**** GIVEN RECORDS ****

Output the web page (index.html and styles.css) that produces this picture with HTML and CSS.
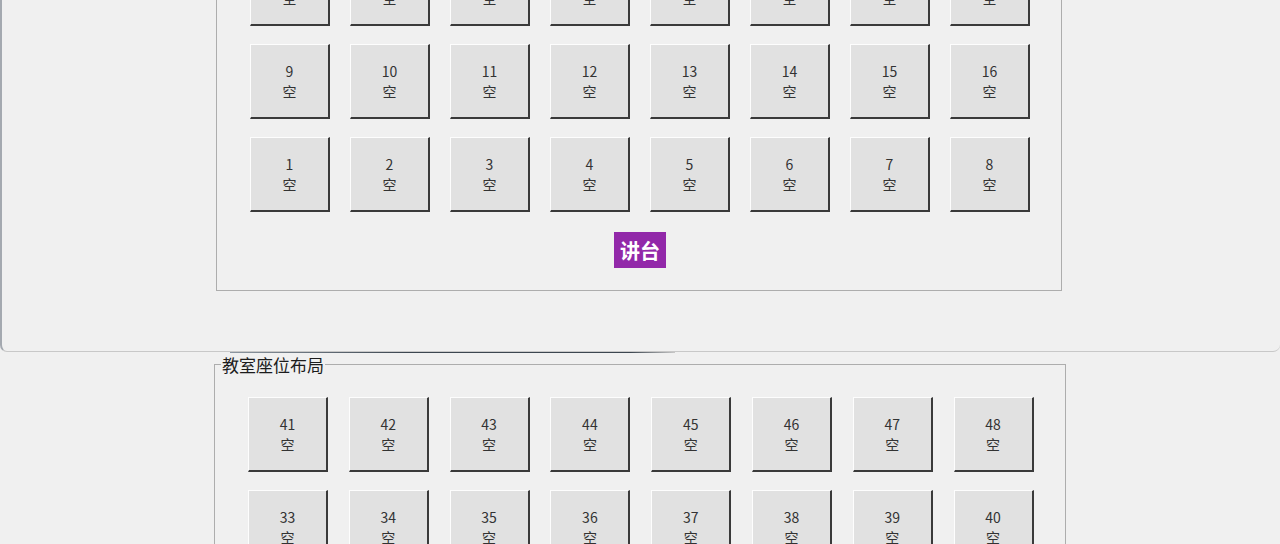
FILE: index.html
```html
<!DOCTYPE html>
<html lang="zh-CN">
<head>
  <meta charset="UTF-8">
  <meta name="viewport" content="width=device-width, initial-scale=1.0">
  <title>教室座位布局</title>
  <link rel="stylesheet" href="styles.css">
</head>
<body>
  <!-- front window: seat layout, scrolled down -->
  <div class="win win-top">
    <div class="group group-top">
      <span class="group-title">教室座位布局</span>
      <div class="seats">
        <button class="seat">17<br>空</button>
        <button class="seat">18<br>空</button>
        <button class="seat">19<br>空</button>
        <button class="seat">20<br>空</button>
        <button class="seat">21<br>空</button>
        <button class="seat">22<br>空</button>
        <button class="seat">23<br>空</button>
        <button class="seat">24<br>空</button>

        <button class="seat">9<br>空</button>
        <button class="seat">10<br>空</button>
        <button class="seat">11<br>空</button>
        <button class="seat">12<br>空</button>
        <button class="seat">13<br>空</button>
        <button class="seat">14<br>空</button>
        <button class="seat">15<br>空</button>
        <button class="seat">16<br>空</button>

        <button class="seat">1<br>空</button>
        <button class="seat">2<br>空</button>
        <button class="seat">3<br>空</button>
        <button class="seat">4<br>空</button>
        <button class="seat">5<br>空</button>
        <button class="seat">6<br>空</button>
        <button class="seat">7<br>空</button>
        <button class="seat">8<br>空</button>
      </div>
      <div class="podium">讲台</div>
    </div>
  </div>

  <!-- window behind -->
  <div class="win win-bottom">
    <div class="group group-bottom">
      <span class="group-title">教室座位布局</span>
      <div class="seats seats-wide">
        <button class="seat">41<br>空</button>
        <button class="seat">42<br>空</button>
        <button class="seat">43<br>空</button>
        <button class="seat">44<br>空</button>
        <button class="seat">45<br>空</button>
        <button class="seat">46<br>空</button>
        <button class="seat">47<br>空</button>
        <button class="seat">48<br>空</button>

        <button class="seat">33<br>空</button>
        <button class="seat">34<br>空</button>
        <button class="seat">35<br>空</button>
        <button class="seat">36<br>空</button>
        <button class="seat">37<br>空</button>
        <button class="seat">38<br>空</button>
        <button class="seat">39<br>空</button>
        <button class="seat">40<br>空</button>
      </div>
    </div>
  </div>
</body>
</html>
```

FILE: styles.css
```css
html, body { margin: 0; padding: 0; overflow: hidden; }
body { background: #f0f0f0; font-family: "Noto Sans CJK SC", "Noto Sans", sans-serif; color: #222; }

.win { box-sizing: border-box; background: #f0f0f0; overflow: hidden; position: relative; }

.win-top {
  height: 352px;
  padding: 0 0 60px 214px;
  border-left: 2px solid #a4a9b0;
  border-bottom: 1px solid #c8c8c8;
  border-radius: 0 0 7px 7px;
}
.win-bottom { height: 192px; padding: 12px 0 0 214px; }
.win-bottom::before {
  content: ""; position: absolute; top: 0; left: 230px; width: 445px; height: 1px;
  background: linear-gradient(90deg, #8c96a0, #3c4650 40%, #3c4650 90%, #c8c8c8);
}

.group { position: relative; box-sizing: border-box; border: 1px solid #adadad; }
.group-title {
  position: absolute; top: -10px; left: 6px; padding: 0 1px;
  background: #f0f0f0; font-size: 17px; line-height: 20px; color: #1c1c1c;
}
.group-top { width: 846px; margin-top: -82px; padding: 32px 31px 22px 33px; }
.group-bottom { width: 852px; padding: 32px 30px 0 33px; }

.seats { display: grid; grid-template-columns: repeat(8, 80px); column-gap: 20px; row-gap: 18px; }
.seats-wide { column-gap: 20.8px; }

.seat {
  box-sizing: border-box; width: 80px; height: 75px; padding: 0;
  background: #e1e1e1; color: #333;
  border-style: solid; border-width: 1px 2px 2px 1px;
  border-color: #fdfdfd #3a3a3a #3a3a3a #fdfdfd;
  font-family: inherit; font-size: 14px; line-height: 20px;
}

.podium {
  width: 52px; height: 36px; margin: 20px auto 0;
  background: #9228a9; color: #fff; font-weight: bold; font-size: 20px;
  display: flex; align-items: center; justify-content: center;
}
```
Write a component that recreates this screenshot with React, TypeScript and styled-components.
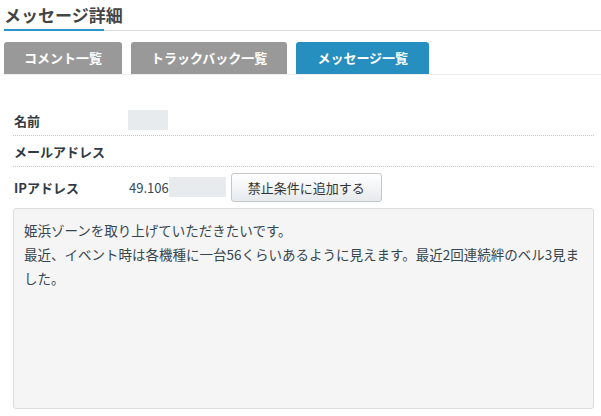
import styled, { createGlobalStyle } from "styled-components";

const GlobalStyle = createGlobalStyle`
  html, body {
    margin: 0;
    padding: 0;
    background: #fff;
  }
  body {
    font-family: "Noto Sans CJK JP", "Noto Sans", sans-serif;
    color: #333;
  }
`;

const Page = styled.div`
  width: 601px;
  overflow: hidden;
`;

const TitleBar = styled.div`
  margin-left: 4px;
  padding-top: 3px;
  height: 27px;
  border-bottom: 1px solid #dcdcdc;
  position: relative;

  &::after {
    content: "";
    position: absolute;
    left: 0;
    bottom: -1px;
    width: 100px;
    height: 2px;
    background: #2a93c9;
  }
`;

const Title = styled.h1`
  margin: 0;
  font-size: 17px;
  line-height: 24px;
  font-weight: bold;
  color: #444;
`;

const TabBar = styled.nav`
  display: flex;
  gap: 9px;
  margin: 11px 0 0 4px;
  border-bottom: 1px solid #eeeeee;
`;

const Tab = styled.a<{ $active?: boolean }>`
  display: block;
  height: 32px;
  line-height: 32px;
  padding: 0 ${(p) => (p.$active ? 21 : 20)}px;
  border-radius: 3px 3px 0 0;
  background: ${(p) => (p.$active ? "#268fbf" : "#999999")};
  color: #fff;
  font-size: 13px;
  font-weight: bold;
  text-decoration: none;
  white-space: nowrap;
`;

const Detail = styled.section`
  margin: 30px 7px 0 13px;
`;

const Row = styled.div<{ $last?: boolean }>`
  display: flex;
  align-items: center;
  min-height: 30px;
  padding: ${(p) => (p.$last ? "5px 0" : "0")};
  border-bottom: ${(p) => (p.$last ? "none" : "1px dotted #c8c8c8")};
`;

const Label = styled.div`
  width: 115px;
  padding-left: 1px;
  font-size: 13px;
  font-weight: bold;
  color: #2f3a42;
`;

const Value = styled.div`
  display: flex;
  align-items: center;
  font-size: 13px;
  color: #34495a;
`;

const Masked = styled.span<{ $w: number }>`
  display: inline-block;
  width: ${(p) => p.$w}px;
  height: 20px;
  background: #e8ebed;
`;

const BanButton = styled.button`
  margin-left: 5px;
  width: 151px;
  height: 29px;
  border: 1px solid #c4c7ca;
  border-radius: 3px;
  background: linear-gradient(#ffffff, #e6eaed);
  font-family: inherit;
  font-size: 13px;
  color: #333;
  padding: 0;
  cursor: pointer;
`;

const MessageBox = styled.div`
  margin-top: 1px;
  height: 181px;
  padding: 9px 10px;
  border: 1px solid #dddddd;
  border-radius: 3px;
  background: #f5f5f5;
  font-size: 13.5px;
  line-height: 24px;
  color: #36464f;
`;

export default function App() {
  return (
    <Page>
      <GlobalStyle />
      <TitleBar>
        <Title>メッセージ詳細</Title>
      </TitleBar>

      <TabBar>
        <Tab>コメント一覧</Tab>
        <Tab>トラックバック一覧</Tab>
        <Tab $active>メッセージ一覧</Tab>
      </TabBar>

      <Detail>
        <Row>
          <Label>名前</Label>
          <Value>
            <Masked $w={40} style={{ marginLeft: -1 }} />
          </Value>
        </Row>
        <Row>
          <Label>メールアドレス</Label>
          <Value />
        </Row>
        <Row $last>
          <Label>IPアドレス</Label>
          <Value>
            49.106
            <Masked $w={57} />
            <BanButton>禁止条件に追加する</BanButton>
          </Value>
        </Row>
        <MessageBox>
          姫浜ゾーンを取り上げていただきたいです。
          <br />
          最近、イベント時は各機種に一台56くらいあるように見えます。最近2回連続絆のベル3見ました。
        </MessageBox>
      </Detail>
    </Page>
  );
}
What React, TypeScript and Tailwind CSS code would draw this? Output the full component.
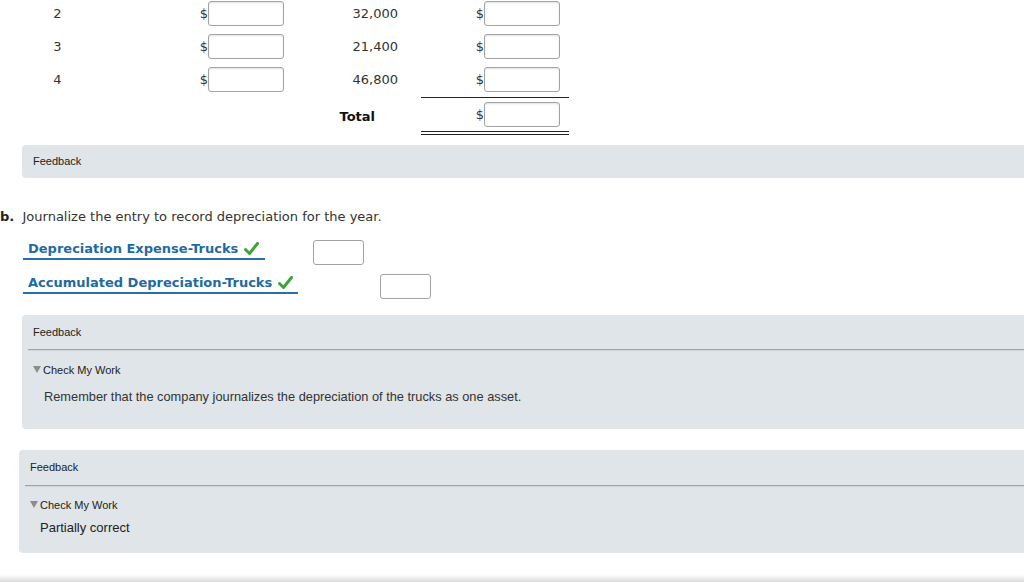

****

*REQUIRED WORK*: Scan the material above for the string "React" and return the lines that hold it.

*SOLUTION BELOW*:
Write a component that recreates this screenshot with React, TypeScript and styled-components.
What React, TypeScript and Tailwind CSS code would draw this? Output the full component.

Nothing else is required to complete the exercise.